The blog of Rahoul Baruah from 3hv Ltd

What's going on?

My name is Rahoul Baruah (aka Baz) and I'm a software developer in Leeds (England).

This is a log of things I've discovered while writing software in Ruby on Rails. In other words, geek stuff.

However, I've decided to put this blog on ice - I would ask you to check out my business blog here (or subscribe here).

13 December, 2005

Calling Stored Procedures from Rails

I know DHH thinks this is not the Rails way, but I've got an urgent deadline and the stuff that the stored procedure does is 1) well tested and 2) very complex.

So I need to call it, to get this stuff done in time.

Afterwards I will wrap a unit test around it (that's a story for another time) so I can reimplement it in pure Rails, but for that to happen as it should, I also need to get the webservice stuff working (so the logic currently tied up in the stored procedure is accessible to the outside world) and rewrite parts of the desktop application to call the webservice instead of the proc. So a bit of a way off yet.

Anyway, to call a stored procedure in Rails I used the following:

sql = "declare @result int \n"
sql += "declare @some_value uniqueidentifier \n"
sql += "exec @result = my_stored_procedure @input1 = 'hello', @input2 = 'world', @output = @some_value output \n"
sql += "select @result\n" # change this to select @some_value if you want to access the output parameter

result = connection.select_value(sql)

You could probably change the last line of the SQL to select @result, @some_value and use select_all to grab the results if you need to.

Anyway, this is the equivalent of what I would do in Query Analyser - declare some variables for storing stuff, call the proc (using @result to store the return value) and then select the values I am interested in to take a look at them.

However, sometimes it worked and sometimes I would get a "cannot perform this object when the dataset is closed" - looking at the stack trace, it appeared to be coming from the ADO Recordset itself.

Why?
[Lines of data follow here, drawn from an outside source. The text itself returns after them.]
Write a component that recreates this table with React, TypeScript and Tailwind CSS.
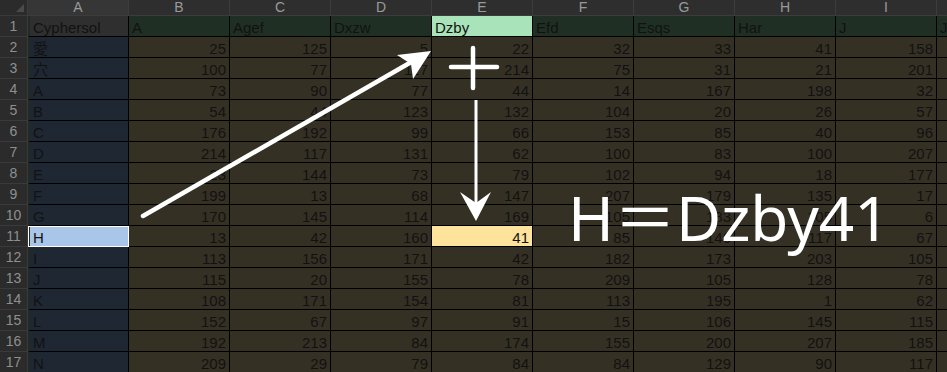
import React from 'react'

const cols = ['A', 'B', 'C', 'D', 'E', 'F', 'G', 'H', 'I', 'J']
const headers = ['Cyphersol', 'A', 'Agef', 'Dxzw', 'Dzby', 'Efd', 'Esqs', 'Har', 'J', 'J']

const rows: [string, number[]][] = [
  ['愛', [25, 125, 5, 22, 32, 33, 41, 158]],
  ['穴', [100, 77, 117, 214, 75, 31, 21, 201]],
  ['A', [73, 90, 77, 44, 14, 167, 198, 32]],
  ['B', [54, 44, 123, 132, 104, 20, 26, 57]],
  ['C', [176, 192, 99, 66, 153, 85, 40, 96]],
  ['D', [214, 117, 131, 62, 100, 83, 100, 207]],
  ['E', [23, 144, 73, 79, 102, 94, 18, 177]],
  ['F', [199, 13, 68, 147, 207, 179, 135, 17]],
  ['G', [170, 145, 114, 169, 105, 183, 105, 6]],
  ['H', [13, 42, 160, 41, 85, 146, 117, 67]],
  ['I', [113, 156, 171, 42, 182, 173, 203, 105]],
  ['J', [115, 20, 155, 78, 209, 105, 128, 78]],
  ['K', [108, 171, 154, 81, 113, 195, 1, 62]],
  ['L', [152, 67, 97, 91, 15, 106, 145, 115]],
  ['M', [192, 213, 84, 174, 155, 200, 207, 185]],
  ['N', [209, 29, 79, 84, 84, 129, 90, 117]],
]

const cell = 'h-[21px] border-r border-b border-black px-[3px] flex items-end pb-[1px] text-[15px] leading-none text-[#121212] overflow-hidden whitespace-nowrap'

export default function App() {
  return (
    <div
      className="relative w-[947px] h-[372px] overflow-hidden bg-[#2b2b2b]"
      style={{ fontFamily: '"Liberation Sans", "Noto Sans CJK JP", Arial, sans-serif' }}
    >
      <div className="grid grid-cols-[28px_repeat(10,101px)] grid-rows-[16px_repeat(17,21px)]">
        {/* corner + column letters */}
        <div className="relative bg-[#2b2b2b] border-r border-b border-[#3a3a3a]">
          <div className="absolute right-[3px] bottom-[3px] w-0 h-0 border-l-[8px] border-l-transparent border-b-[8px] border-b-[#4a4a4a]" />
        </div>
        {cols.map((c, i) => (
          <div
            key={c}
            className={`flex items-center justify-center text-[14px] text-[#9a9a9a] border-r border-b border-[#3c3c3c] ${
              i === 0 ? 'bg-[#363636]' : 'bg-[#2e2e2e]'
            }`}
          >
            {c}
          </div>
        ))}

        {/* row 1: field names */}
        <div className="flex items-center justify-center text-[14px] text-[#8f8f8f] bg-[#2b2b2b] border-r border-b border-[#3a3a3a]">1</div>
        {headers.map((h, i) => (
          <div
            key={i}
            className={`${cell} ${
              i === 0
                ? 'bg-[#2f2f2f] border-l-2 border-l-[#1f2b24]'
                : i === 4
                ? 'bg-[#a9e3b9]'
                : 'bg-[#1f2f24]'
            }`}
          >
            {h}
          </div>
        ))}

        {rows.map(([name, vals], r) => {
          const n = r + 2
          return (
            <React.Fragment key={n}>
              <div className="flex items-center justify-center text-[14px] text-[#8f8f8f] bg-[#2b2b2b] border-r border-b border-[#3a3a3a]">
                {n}
              </div>
              <div
                className={`${cell} border-l-2 border-l-[#1f2b24] ${
                  n === 11 ? 'bg-[#a9c5e8] outline outline-1 outline-white -outline-offset-1' : 'bg-[#1f2733]'
                }`}
              >
                {name}
              </div>
              {vals.map((v, i) => (
                <div
                  key={i}
                  className={`${cell} justify-end ${
                    n === 11 && i === 3 ? 'bg-[#fde39b]' : 'bg-[#353024]'
                  }`}
                >
                  {v}
                </div>
              ))}
              <div className={`${cell} bg-[#353024]`} />
            </React.Fragment>
          )
        })}
      </div>

      {/* annotation arrows */}
      <svg className="absolute inset-0 pointer-events-none" width={947} height={372}>
        <line x1={143} y1={216} x2={420} y2={57} stroke="white" strokeWidth={4.5} strokeLinecap="round" />
        <polygon points="431,51 397,55 411,64 413,79" fill="white" />
        <line x1={451} y1={67} x2={497} y2={67} stroke="white" strokeWidth={4.5} strokeLinecap="round" />
        <line x1={473} y1={48} x2={473} y2={88} stroke="white" strokeWidth={4.5} strokeLinecap="round" />
        <line x1={476} y1={100} x2={476} y2={206} stroke="white" strokeWidth={3} />
        <polygon points="476,221 460,192 476,203 491,192" fill="white" />
      </svg>

      <div
        className="absolute left-[568px] top-[186px] text-[62px] leading-none text-white whitespace-nowrap"
        style={{ fontFamily: '"Noto Sans", "Noto Sans CJK SC", sans-serif' }}
      >
        H＝Dzby41
      </div>
    </div>
  )
}
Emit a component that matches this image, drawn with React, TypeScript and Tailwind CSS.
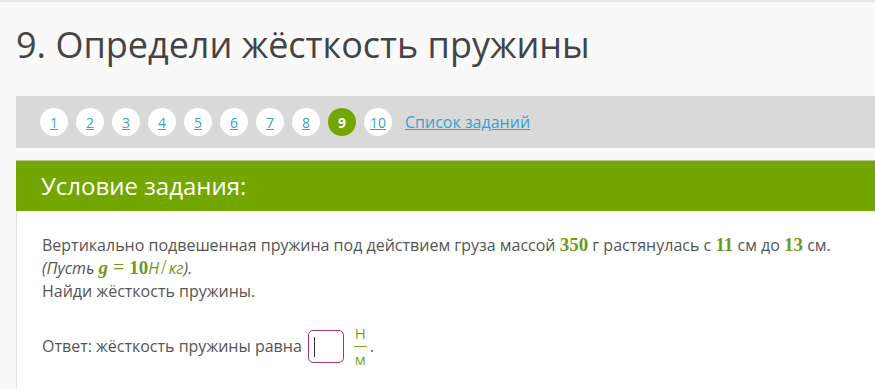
export default function App() {
  const pages = ['1', '2', '3', '4', '5', '6', '7', '8', '9', '10']
  const num = 'font-["Liberation_Serif",serif] font-bold text-[19px] leading-none text-[#6d9a1e] not-italic'

  return (
    <div className="min-h-screen bg-[#f9f9f9] border-t-2 border-[#e4e7eb] pl-4 font-['Open_Sans',sans-serif]">
      {/* заголовок */}
      <h1 className="pt-[21px] text-[36px] leading-[43px] text-[#444]">9. Определи жёсткость пружины</h1>

      {/* навигация по заданиям */}
      <div className="mt-[30px] h-[52px] bg-[#d9d9d9] flex items-center pl-6 gap-2">
        {pages.map((p) =>
          p === '9' ? (
            <span key={p} className="w-7 h-7 rounded-full bg-[#74a600] text-white text-[14px] font-bold flex items-center justify-center">
              {p}
            </span>
          ) : (
            <a key={p} href="#" className="w-7 h-7 rounded-full bg-white text-[#3a9fcf] text-[14px] underline flex items-center justify-center">
              {p}
            </a>
          )
        )}
        <a href="#" className="ml-[5px] text-[16px] text-[#3a9fcf] underline">Список заданий</a>
      </div>

      {/* условие */}
      <div className="mt-3 border-t border-[#b9c98f]">
        <div className="h-[50px] bg-[#74a600] flex items-center pl-[25px] text-white text-[24px]">Условие задания:</div>
        <div className="bg-white border-l border-[#e2e2e2] pl-[25px] pt-[23px] pb-10 text-[16px] leading-[23px] text-[#555]">
          <p>
            Вертикально подвешенная пружина под действием груза массой <span className={num}>350</span> г растянулась с{' '}
            <span className={num}>11</span> см до <span className={num}>13</span> см.
          </p>
          <p className="italic">
            (Пусть <span className={`${num} !italic`}>g</span>
            <span className="font-['Liberation_Serif',serif] text-[20px] leading-none text-[#6d9a1e] not-italic mx-[5px]">=</span>
            <span className={num}>10</span><span className="text-[#6d9a1e]">Н</span>
            <span className="font-['Liberation_Serif',serif] text-[20px] leading-none text-[#6d9a1e] not-italic mx-[2px]">/</span>
            <span className="text-[#6d9a1e]">кг</span>).
          </p>
          <p>Найди жёсткость пружины.</p>

          <div className="mt-[22px] flex items-center">
            <span>Ответ: жёсткость пружины равна</span>
            <div className="ml-[6px] w-9 h-[33px] border border-[#b0306e] rounded-[5px] bg-white flex items-center pl-[5px]">
              <span className="w-px h-5 bg-[#333]" />
            </div>
            <div className="ml-[10px] flex flex-col items-center text-[#7aa32a] text-[15px] leading-[17px]">
              <span>Н</span>
              <span className="w-[13px] h-px bg-[#7aa32a] my-[4px]" />
              <span>м</span>
            </div>
            <span className="ml-[3px]">.</span>
          </div>
        </div>
      </div>
    </div>
  )
}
There seemed to be no reason for it, until my colleague Nick had a revelation. ADO allows a single Recordset object to contain multiple Recordsets (excellent class naming there Bill). When you send a compound statement via Query Analyser, it splits the actual recordsets into the "data pane" and various messages into the "messages pane". However, in ADO the messages sometimes get sent back as a recordset. Therefore, Rails was trying to read a "recordset" containing "2 row(s) affected" when the actual data it was interested was in the "next" recordset. As I wasn't sure if I could get at the underlying Recordset, and I didn't really want to, I was a bit stumped. But Nick came to the rescue again - adding the line "set nocount on" as the very first statement, before the declares, seemed to solve the problem. Basically, we were telling SQL Server to suppress the messages and it seems to work.

Of course, there will be some configuration somewhere, when it goes live, that will screw it up - so I need to start copying that proc into Rails as soon as.